"Divento un patriota che combatte per l'Unità d'Italia"

Luigi Lo Cascio: "Ormai sono abbonato ai ruoli storici". A settembre sarà a Venezia con il film Baarìa di Giuseppe Tornatore

"Divento un patriota che combatte per l'Unità d'Italia"

Giffoni (Salerno) - «Quante volte sono stato al Festival di Venezia? Oramai non le conto più». Sarà. Ma per la precisione quest'anno Luigi Lo Cascio approderà per la settima volta al Lido di Venezia, anche se è la prima con un ruolo di contorno dopo le cinque volte in concorso (con Marco Bellocchio, Giuseppe Piccioni, Cristina Comencini...). Un cameo però che l'attore palermitano, 42 anni a ottobre, condivide con decine di colleghi in Baarìa di Giuseppe Tornatore, film d’apertura (la sera del 2 settembre) e in concorso nella Mostra Internazionale d'Arte Cinematografica di Venezia numero 66.

Da grande protagonista a piccola comparsa?
«Be’ sì, per certi versi per me è solo una partecipazione, ma tra le più intense della mia carriera, che, oltretutto, mi ha consentito di tornare alle origini del mio mestiere d'attore. Perché il teatro nasce con il coro, come organismo collettivo. Ecco, io nel film di Tornatore faccio parte di questo coro e, come gli altri attori, esco, mostro con poche battute il mio personaggio particolare e poi rientro nel coro».

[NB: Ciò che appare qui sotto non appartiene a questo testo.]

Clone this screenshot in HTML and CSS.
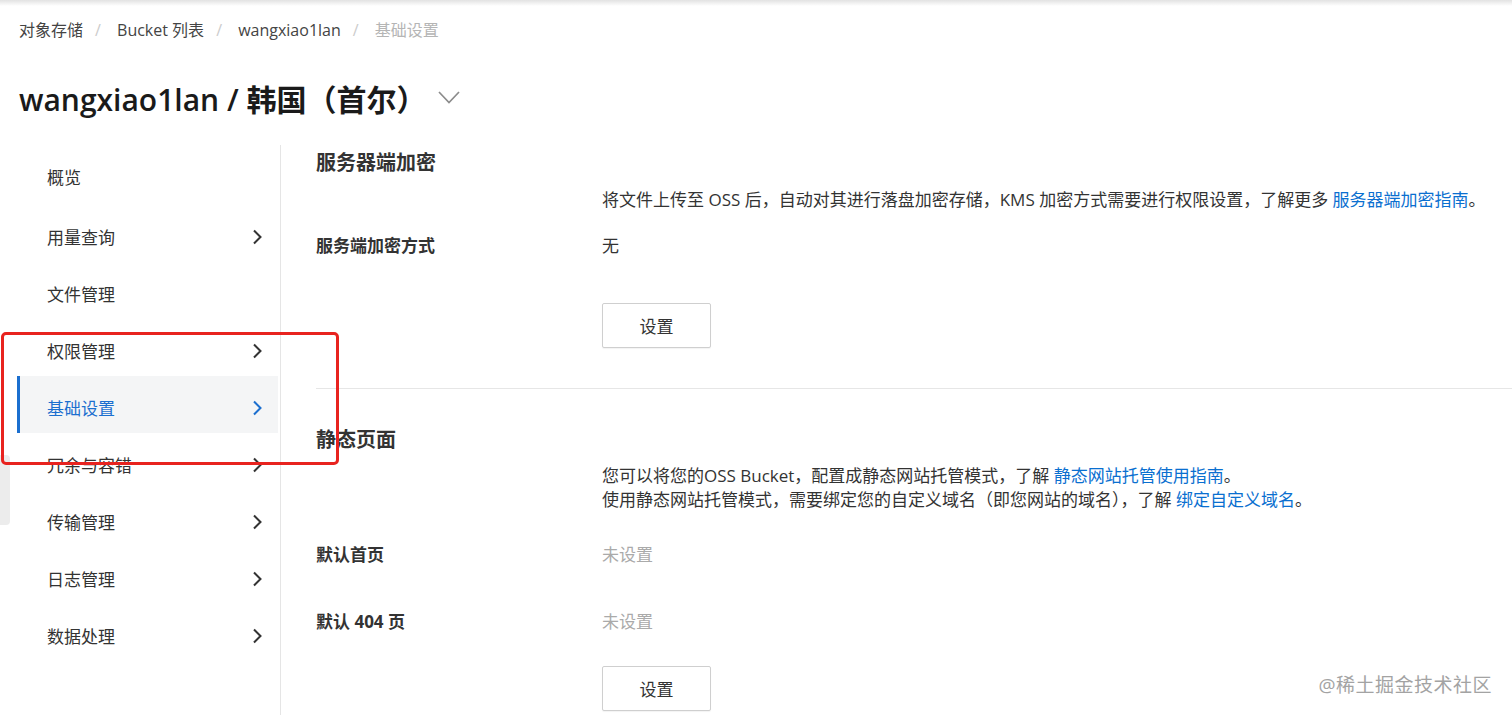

Ma dalle prime immagini del film quello di Tornatore non sembra teatro filmato...
«Certo che no. È un film molto spettacolare, un kolossal con un respiro epico che racconta la storia della sua famiglia e del suo paese, Bagheria. Lui ci tiene tantissimo. Il racconto parte da lì all’inizio del secolo e vediamo la sua trasformazione negli anni fino ad oggi».

E il set a Tunisi?
«Fantastico. Lui è un genio, non ha voluto nessun tipo di artifici tecnologici. Io conosco bene Bagheria e lui ha veramente ricostruito il paese, ad esempio la facciata del Duomo è a grandezza naturale. Per me è stato come tornare a casa».

Un film storico proprio come «Noi credevamo» di Mario Martone che sta girando in questi giorni.
«È tratto dall’omonimo romanzo di Anna Banti ed è ambientato durante il Risorgimento con figure chiave dell'epoca come Mazzini (Toni Servillo), Cavour, Crispi (Luca Zingaretti), e figure inventate come il mio personaggio. Un patriota, uno dei tre cospiratori mazziniani che crede nell'ideale dell'Unità d'Italia e della Repubblica. Seguiamo le sue attività clandestine fino a un po' oltre l'Unità».

Anche qui sono tanti gli attori.
«Sì, circa 80 ruoli e molti interpretati da attori di teatro. Ha una scansione temporale molto ampia e finalmente il cinema fa qualcosa che ormai, per i costi, sembra spettare solo alla televisione. Il fatto poi che Martone sia un grande regista teatrale gli ha permesso di trovare il giusto tono e stile».

Non sarà anche stavolta un film in costume che parla del presente?
«Be' l'Ottocento è un momento fondativo del nostro Paese. Se lo togli dai libri di scuola ti accorgi quanto è vicino a noi. Lì ad esempio nasce la questione meridionale. A Palermo i palazzi hanno ancora i buchi delle cannonate dei borboni contro i garibaldini».

Dopo «I cento passi», «La meglio gioventù», «Buongiorno, notte», «Miracolo a Sant'Anna», «Sanguepazzo», «Gli amici del bar Margherita», lei oramai sembra abbonato ai ruoli storici...
«È vero, non ci avevo pensato. Quando si parla di storia però c'è sempre chi ha motivo di criticare. Penso però che portare al cinema Mazzini o Garibaldi - tutti barbe, capelli e divise - sia paradossalmente più semplice di Aldo Moro.

Bellocchio ha sempre difeso il suo Buongiorno, notte dicendo che non era un documentario sul terrorismo ma sulle dinamiche che si creano in cattività. Ad esempio con la figura del padre (Moro) ucciso dai “figli” brigatisti».

Come sceglie i ruoli?
«Con calma, è uno dei pochi vantaggi del fatto che si fanno pochi film in Italia».